Niko Tinbergen, one of the founders of ethology, the science of animal behavior, did an intriguing experiment several decades ago. While trying to answer the question “What features of an egg make a female gull recognize and incubate it?” Tinbergen made several versions of artificial eggs making serial changes in their shape, size, color, and markings. An interesting finding of these experiments was that females preferred to incubate large-sized eggs if the marking on them were similar to a real egg. This preference could be stretched to ridiculous levels. When offered a football-sized artificial egg, a female would typically try to sit on it ignoring her own real eggs. The intriguing observation was that although it was impossible to sit on the huge “egg,” she preferred the supernormal “egg” over the real eggs [17] (Fig. 1.1).
Fig. 1.1
Response to a supernormal stimulus: A gull female prefers an unrealistically large artificial “egg,” while she ignores her true eggs (Redrawn from Tinbergen) [19]
Stimuli such as a football-sized egg are called supernormal stimuli.

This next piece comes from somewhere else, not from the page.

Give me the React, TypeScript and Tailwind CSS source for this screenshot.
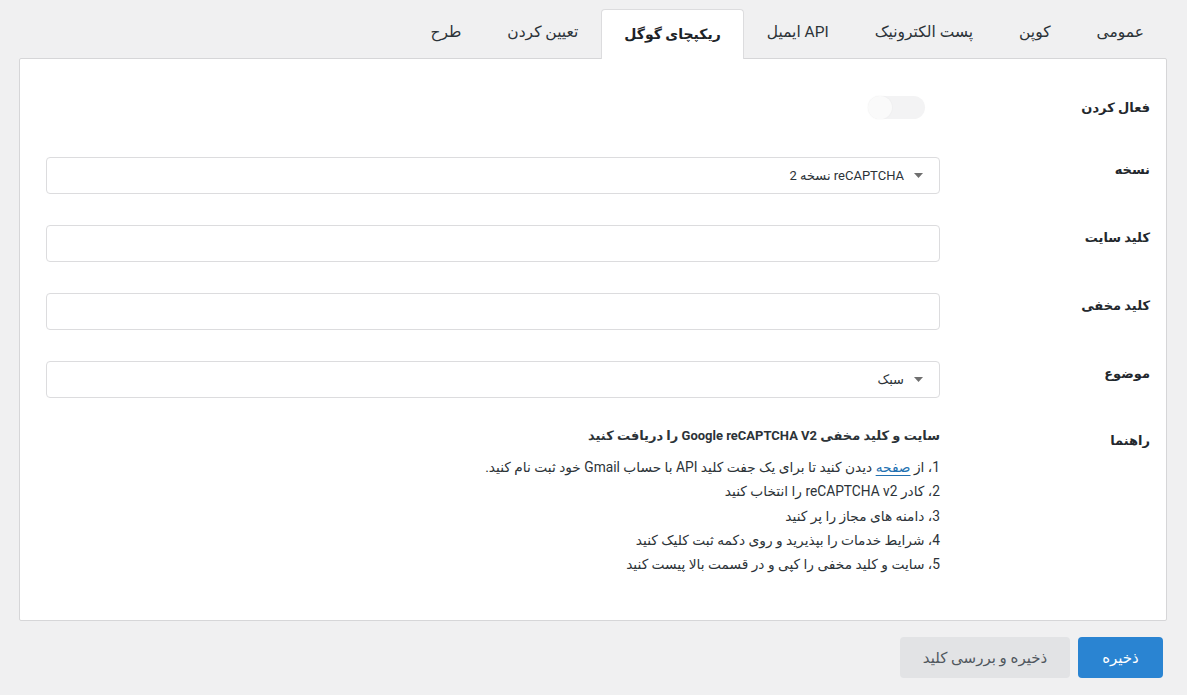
import { useState } from 'react'

const tabs = ['عمومی', 'کوپن', 'پست الکترونیک', 'API ایمیل', 'ریکپچای گوگل', 'تعیین کردن', 'طرح']

const steps = [
  '2، کادر reCAPTCHA v2 را انتخاب کنید',
  '3، دامنه های مجاز را پر کنید',
  '4، شرایط خدمات را بپذیرید و روی دکمه ثبت کلیک کنید',
  '5، سایت و کلید مخفی را کپی و در قسمت بالا پیست کنید',
]

function Row({ label, children }: { label: string; children: React.ReactNode }) {
  return (
    <div className="flex items-start">
      <div className="w-[210px] shrink-0 pt-[3px] text-[13px] font-bold text-[#23282d]">{label}</div>
      <div className="flex-1">{children}</div>
    </div>
  )
}

function Select({ value }: { value: string }) {
  return (
    <div className="h-[37px] w-full bg-white border border-[#dcdcde] rounded-[4px] flex items-center pr-[16px] gap-[10px] text-[13px] text-[#2c3338]">
      <svg width="9" height="5" viewBox="0 0 9 5" className="shrink-0">
        <path d="M0 0h9L4.5 5z" fill="#6f6f6f" />
      </svg>
      <span>{value}</span>
    </div>
  )
}

function Input() {
  return <div className="h-[37px] w-full bg-white border border-[#dcdcde] rounded-[4px]" />
}

export default function App() {
  const [active] = useState(4)

  return (
    <div
      dir="rtl"
      className="min-h-[695px] bg-[#f0f0f1] pt-[8px] pr-[20px] pl-[19px] font-['Roboto','DejaVu_Sans',sans-serif] text-[#2c3338]"
    >
      <div className="flex">
        {tabs.map((t, i) => (
          <div
            key={t}
            className={
              i === active
                ? 'h-[50px] px-[22px] flex items-center text-[14px] font-bold text-[#1d2327] bg-white border border-[#dcdcde] border-b-0 rounded-t-[4px] relative top-[1px]'
                : 'h-[50px] px-[23px] flex items-center text-[15.5px] text-[#2c3338]'
            }
          >
            {t}
          </div>
        ))}
      </div>

      <div className="bg-white border border-[#d6d6d8] rounded-[2px] pt-[30px] pb-[44px] pr-[16px] pl-[26px] flex flex-col gap-[31px]">
        <div className="flex items-center h-[37px]">
          <div className="w-[210px] shrink-0 text-[13px] font-bold text-[#23282d]">فعال کردن</div>
          <div className="w-[57px] h-[23px] mr-[15px] rounded-full bg-[#f3f3f4] flex items-center justify-end">
            <div className="w-[24px] h-[23px] rounded-full bg-[#fafafa] shadow-[0_0_2px_rgba(0,0,0,0.05)]" />
          </div>
        </div>

        <Row label="نسخه">
          <Select value="reCAPTCHA نسخه 2" />
        </Row>
        <Row label="کلید سایت">
          <Input />
        </Row>
        <Row label="کلید مخفی">
          <Input />
        </Row>
        <Row label="موضوع">
          <Select value="سبک" />
        </Row>

        <div className="flex items-start -mt-[3px]">
          <div className="w-[210px] shrink-0 pt-[5px] text-[13px] font-bold text-[#23282d]">راهنما</div>
          <div className="flex-1 text-[13.75px] text-[#2c3338]">
            <div className="font-bold text-[13px] leading-[20px] mb-[9px]">
              سایت و کلید مخفی Google reCAPTCHA V2 را دریافت کنید
            </div>
            <div className="leading-[24.25px]">
              <div>
                1، از{' '}
                <span className="text-[#2271b1] underline underline-offset-[3px]">صفحه</span>
                {' '}دیدن کنید تا برای یک جفت کلید API با حساب Gmail خود ثبت نام کنید.
              </div>
              {steps.map((s) => (
                <div key={s}>{s}</div>
              ))}
            </div>
          </div>
        </div>
      </div>

      <div className="flex gap-[8px] mt-[16px] pr-[4px]">
        <button className="h-[41px] w-[85px] rounded-[4px] bg-[#2a84d2] text-white text-[15px]">ذخیره</button>
        <button className="h-[41px] w-[170px] rounded-[4px] bg-[#e2e3e5] text-[#50575e] text-[15px]">
          ذخیره و بررسی کلید
        </button>
      </div>
    </div>
  )
}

Why does the mother gull give an exaggerated response to the supernormal stimulus is not very difficult to understand. Naturally there will be some variation in egg sizes. It has been shown in several species of birds that the parents preferentially feed the larger and stronger of the chicks. One with a wider gape and stronger begging behavior gets a larger share in food and parental care. This is adaptive since this way the parents ensure that their next generation is stronger and more competitive. Therefore, naturally, birds show a slightly higher preference for larger offspring while tendering or feeding. The same could be true for incubating eggs. Among the natural size variants, the mother gull could be showing slight preference for the larger ones. So the tendency that could have evolved is to prefer the larger egg. The question of how large a real egg could be did not arise during evolution since the natural size range was very narrow, and before the crazy ethologist, nobody gave them a football-sized egg. When the experimenters offered that, it worked as a supernormal stimulus and evoked a response directly proportional to its size. This is an example of how a supernormal stimulus can evolve a maladaptive response.